A New Bauletto: the Curious Charms of Porta Portese


Porta Portese is best known for its enormous Sunday flea market, and perhaps to motorists for the rather harrowing twist into and through the porta from the Lungotevere.  But it has still another attraction: as the site of the biggest collection of shops devoted to scooters and motorcycles--and bicycles.  You need it, it's there: helmets, gloves, jackets, pants--and yes, bauletti, the lockable storage boxes for helmets and clothes and the like that sit on the back of the machines.  And we needed one.  Ours was old, and the hard rubber pieces that anchored the bauletto to the metal frame above the rear fender were cracked and warped, to the point that we were worried about it falling off.

Our Malaguti at box 40
The entrance to the narrow back alley of shack-like shops at Porta Portese can be intimidating; you feel like the white guy in the ghetto.  Still, we summoned our courage and drove the Malaguti 250 into the center of things, asked a few questions, and in less than two minutes had found the right shop--box 40--and the right bauletto.  Although Porta Portese is known as a discount place, the bauletto is not cheap: Euro 110 [about 150 bucks] with or without installation.

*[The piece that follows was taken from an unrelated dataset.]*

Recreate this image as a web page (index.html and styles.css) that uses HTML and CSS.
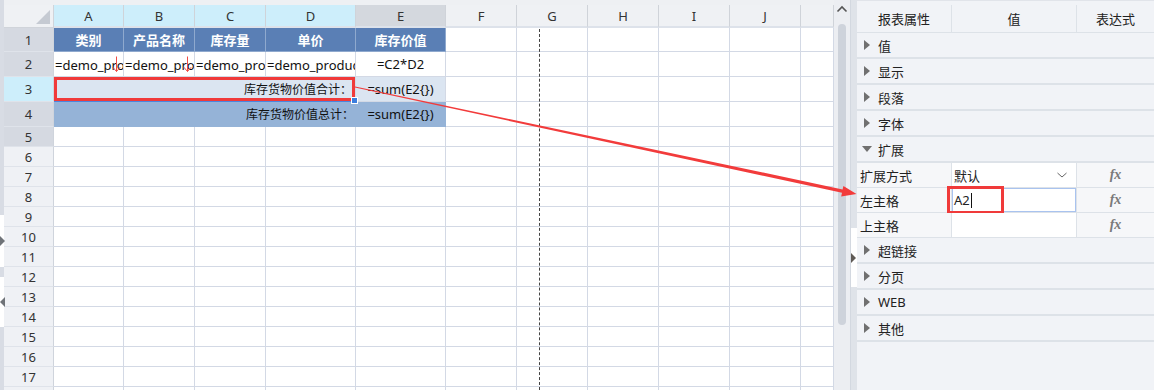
FILE: index.html
```html
<!DOCTYPE html>
<html lang="zh-CN">
<head>
  <meta charset="UTF-8">
  <title>报表设计 - 扩展属性</title>
  <link rel="stylesheet" href="styles.css">
</head>
<body>
  <div class="app">
    <div class="edge">
      <div class="seg g1"></div>
      <div class="seg w1"><span class="tri-r"></span></div>
      <div class="seg g2"></div>
      <div class="seg w2"><span class="tri-l"></span></div>
      <div class="seg g3"></div>
    </div>

    <div class="sheet">
      <div class="grid" id="grid">
        <div class="cell corner"><span class="corner-tri"></span></div>
        <div class="cell ch sel">A</div>
        <div class="cell ch sel">B</div>
        <div class="cell ch sel">C</div>
        <div class="cell ch sel">D</div>
        <div class="cell ch used">E</div>
        <div class="cell ch">F</div>
        <div class="cell ch">G</div>
        <div class="cell ch">H</div>
        <div class="cell ch">I</div>
        <div class="cell ch">J</div>
        <div class="cell ch"></div>

        <div class="cell rh used">1</div>
        <div class="cell title">类别</div>
        <div class="cell title">产品名称</div>
        <div class="cell title">库存量</div>
        <div class="cell title">单价</div>
        <div class="cell title">库存价值</div>
        <div class="cell"></div><div class="cell"></div><div class="cell"></div><div class="cell"></div><div class="cell"></div><div class="cell"></div>

        <div class="cell rh used">2</div>
        <div class="cell left"><span class="clip">=demo_product.类别</span><svg class="down" width="9" height="17" viewBox="0 0 9 17"><path d="M4.5 0.5V15.5M0.8 11.2L4.5 15.5L8.2 11.2" fill="none" stroke="#f04a44" stroke-width="1"/></svg></div>
        <div class="cell left"><span class="clip">=demo_product.产品名称</span><svg class="down" width="9" height="17" viewBox="0 0 9 17"><path d="M4.5 0.5V15.5M0.8 11.2L4.5 15.5L8.2 11.2" fill="none" stroke="#f04a44" stroke-width="1"/></svg></div>
        <div class="cell left"><span class="clip">=demo_product.库存量</span></div>
        <div class="cell left"><span class="clip">=demo_product.单价</span></div>
        <div class="cell center">=C2*D2</div>
        <div class="cell"></div><div class="cell"></div><div class="cell"></div><div class="cell"></div><div class="cell"></div><div class="cell"></div>

        <div class="cell rh sel">3</div>
        <div class="cell sum right merged"><span class="cn">库存货物价值合计：</span><span class="handle"></span></div>
        <div class="cell sum center">=sum(E2{})</div>
        <div class="cell"></div><div class="cell"></div><div class="cell"></div><div class="cell"></div><div class="cell"></div><div class="cell"></div>

        <div class="cell rh used">4</div>
        <div class="cell total right span4"><span class="cn">库存货物价值总计：</span></div>
        <div class="cell total center">=sum(E2{})</div>
        <div class="cell"></div><div class="cell"></div><div class="cell"></div><div class="cell"></div><div class="cell"></div><div class="cell"></div>
      </div>
      <div class="page-break"></div>
    </div>

    <div class="vscroll">
      <svg class="up" width="14" height="10" viewBox="0 0 14 10"><path d="M2.5 7.5L7 3L11.5 7.5" fill="none" stroke="#555" stroke-width="1.6"/></svg>
      <div class="thumb"></div>
    </div>

    <div class="splitter">
      <div class="grip"><span class="tri-r dark"></span></div>
    </div>

    <div class="panel">
      <div class="phead">
        <div class="pcol c1">报表属性</div>
        <div class="pcol c2">值</div>
        <div class="pcol c3">表达式</div>
      </div>
      <div class="group"><span class="arrow"></span>值</div>
      <div class="group"><span class="arrow"></span>显示</div>
      <div class="group"><span class="arrow"></span>段落</div>
      <div class="group"><span class="arrow"></span>字体</div>
      <div class="group open"><span class="arrow"></span>扩展</div>
      <div class="prop">
        <div class="pcol c1">扩展方式</div>
        <div class="pcol c2 value">默认<svg class="chev" width="12" height="8" viewBox="0 0 12 8"><path d="M1.5 2L6 6L10.5 2" fill="none" stroke="#666" stroke-width="1"/></svg></div>
        <div class="pcol c3 fx">fx</div>
      </div>
      <div class="prop">
        <div class="pcol c1">左主格</div>
        <div class="pcol c2 value editing">A2<span class="caret"></span><span class="mark"></span></div>
        <div class="pcol c3 fx">fx</div>
      </div>
      <div class="prop">
        <div class="pcol c1">上主格</div>
        <div class="pcol c2 value"></div>
        <div class="pcol c3 fx">fx</div>
      </div>
      <div class="group"><span class="arrow"></span>超链接</div>
      <div class="group"><span class="arrow"></span>分页</div>
      <div class="group"><span class="arrow"></span>WEB</div>
      <div class="group"><span class="arrow"></span>其他</div>
    </div>

    <svg class="link-arrow" width="1154" height="390" viewBox="0 0 1154 390">
      <polygon points="355.1,86.4 842.6,189.4 843.4,185.9 856.5,194 841.2,196.4 842,192.8 354.9,87.6" fill="#f23b3b"/>
    </svg>
  </div>

  <script>
    // empty rows below the report body
    const grid = document.getElementById("grid");
    for (let r = 5; r <= 18; r++) {
      const head = document.createElement("div");
      head.className = r === 5 ? "cell rh used" : "cell rh";
      head.textContent = r;
      grid.appendChild(head);
      for (let c = 0; c < 11; c++) {
        const cell = document.createElement("div");
        cell.className = "cell";
        grid.appendChild(cell);
      }
    }
  </script>
</body>
</html>
```

FILE: styles.css
```css
body {
  margin: 0;
  font-family: "Noto Sans", "Noto Sans CJK SC", sans-serif;
  font-size: 13px;
  color: #222;
  background: #eef0f3;
  overflow: hidden;
}
.app {
  position: relative;
  display: flex;
  width: 1154px;
  height: 390px;
  overflow: hidden;
}

/* left edge strip */
.edge {
  width: 4px;
  display: flex;
  flex-direction: column;
  z-index: 3;
}
.seg { position: relative; }
.g1 { height: 215px; background: #d8dce4; }
.w1 { height: 52px; background: #fff; }
.g2 { height: 10px; background: #d8dce4; }
.w2 { height: 50px; background: #fff; }
.g3 { flex: 1; background: #d8dce4; }
.tri-r, .tri-l {
  position: absolute;
  top: 50%;
  margin-top: -5px;
  width: 0;
  height: 0;
  border-top: 5px solid transparent;
  border-bottom: 5px solid transparent;
}
.tri-r { left: 0; border-left: 5px solid #6f7378; }
.tri-l { left: 0; border-right: 5px solid #6f7378; }

/* sheet */
.sheet {
  position: relative;
  width: 830px;
  padding-top: 5px;
  background: #eef0f3;
}
.grid {
  display: grid;
  grid-template-columns: 50px 70px 71px 71px 90px 90px 71px 71px 71px 71px 71px 33px;
  grid-template-rows: 23px 24px 25px 25px 25px;
  grid-auto-rows: 20px;
}
.cell {
  box-sizing: border-box;
  position: relative;
  display: flex;
  align-items: center;
  border-right: 1px solid #d3d9e5;
  border-bottom: 1px solid #d3d9e5;
  background: #fff;
  overflow: hidden;
  white-space: nowrap;
  color: #111;
}
.corner {
  background: #eff1f4;
  border-color: #d0d4da;
}
.corner-tri {
  position: absolute;
  right: 3px;
  bottom: 3px;
  width: 0;
  height: 0;
  border-left: 14px solid transparent;
  border-bottom: 14px solid #c5cad2;
}
.ch {
  justify-content: center;
  background: #eff1f4;
  border-right-color: #cfd3d9;
  border-bottom: 2px solid #dde2ea;
  color: #333;
}
.ch.sel { background: #cdeefb; }
.ch.used { background: #d4d8de; }
.rh {
  justify-content: center;
  background: #eff1f5;
  border-right-color: #cfd4dc;
  border-bottom-color: #dfe3ea;
  color: #333;
}
.rh.used { background: #d5d9e1; }
.rh.sel { background: #cdeefb; }
.title {
  justify-content: center;
  background: #5a7fb5;
  border-color: #8fa9ce;
  color: #fff;
  font-weight: bold;
}
.left { padding-left: 1px; }
.clip {
  display: block;
  width: 100%;
  overflow: hidden;
}
.down {
  position: absolute;
  right: 2px;
  top: 4px;
}
.center { justify-content: center; }
.right { justify-content: flex-end; padding-right: 1px; }
.cn { font-size: 12px; }
.sum { background: #dbe5f1; }
.total { background: #95b3d7; border-color: #95b3d7; }
.merged, .span4 { grid-column: span 4; }
.merged {
  overflow: visible;
  z-index: 2;
  box-shadow: inset 0 0 0 3px #f03a3a;
  border-bottom-color: #4a86e0;
  padding-right: 3px;
}
.handle {
  position: absolute;
  right: -3px;
  bottom: -3px;
  width: 5px;
  height: 5px;
  background: #3b7ddd;
  border: 1px solid #fff;
}
.page-break {
  position: absolute;
  left: 535px;
  top: 29px;
  bottom: 0;
  border-left: 1px dashed #444;
}

/* vertical scroll bar */
.vscroll {
  width: 16px;
  background: #eceef2;
  position: relative;
}
.up {
  display: block;
  margin: 4px 0 0 1px;
}
.thumb {
  margin: 10px 0 0 4px;
  width: 8px;
  height: 301px;
  border-radius: 4px;
  background: #ced3db;
}
.splitter {
  position: relative;
  width: 6px;
  background: #dfe3e9;
  border-left: 1px solid #d3d8e0;
}
.grip {
  position: absolute;
  top: 228px;
  left: 0;
  width: 6px;
  height: 59px;
  background: #fff;
}
.tri-r.dark { border-left-color: #5f5a55; }

/* property panel */
.panel {
  width: 297px;
  padding-top: 4px;
  background: #f1f3f7;
  border-top: 1px solid #e1e4ea;
  box-sizing: border-box;
}
.phead, .prop {
  display: flex;
}
.phead {
  height: 28px;
  border-bottom: 1px solid #dde2e8;
  box-sizing: border-box;
}
.pcol {
  box-sizing: border-box;
  display: flex;
  align-items: center;
  border-right: 1px solid #dde2e8;
  position: relative;
}
.c1 { width: 95px; }
.c2 { width: 125px; }
.c3 { width: 77px; border-right: none; }
.phead .pcol { justify-content: center; }
.group {
  display: flex;
  align-items: center;
  height: 26px;
  box-sizing: border-box;
  border-bottom: 2px solid #dde2e8;
  padding-left: 7px;
}
.arrow {
  width: 0;
  height: 0;
  margin-right: 8px;
  border-top: 5px solid transparent;
  border-bottom: 5px solid transparent;
  border-left: 6px solid #707070;
}
.group.open { padding-left: 5px; }
.group.open .arrow {
  margin-right: 6px;
  border-left: 5px solid transparent;
  border-right: 5px solid transparent;
  border-top: 6px solid #707070;
  border-bottom: none;
}
.prop {
  height: 25px;
  border-bottom: 1px solid #dde2e8;
  box-sizing: border-box;
}
.prop .c1 {
  padding-left: 3px;
  background: #f6f7f9;
}
.value {
  padding-left: 2px;
  background: #fff;
}
.chev {
  position: absolute;
  right: 8px;
  top: 8px;
}
.fx {
  justify-content: center;
  background: #f6f7f9;
  font-family: "Liberation Serif", serif;
  font-style: italic;
  font-weight: bold;
  font-size: 14px;
  color: #7a7a7a;
}
.editing {
  box-shadow: inset 0 0 0 1px #a9c3ef;
}
.caret {
  width: 1px;
  height: 15px;
  background: #111;
  margin-left: 1px;
}
.mark {
  position: absolute;
  left: -5px;
  top: -2px;
  width: 57px;
  height: 28px;
  box-sizing: border-box;
  border: 3px solid #f03a3a;
}
.link-arrow {
  position: absolute;
  left: 0;
  top: 0;
  pointer-events: none;
  z-index: 5;
}
```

Price includes installation
Installation is important.  The connections are tricky, require parts and tools most people don't have, and more than a little experience at the curiously intricate task.

Crowd gathers

The job took about 20 minutes and, as it turned out, attracted the attention, and the assistance, of other shopkeepers.  It was a slow day.  We fretted that somehow our machine wouldn't accomodate the new bauletto.

But then it was done, and off we went, pleased.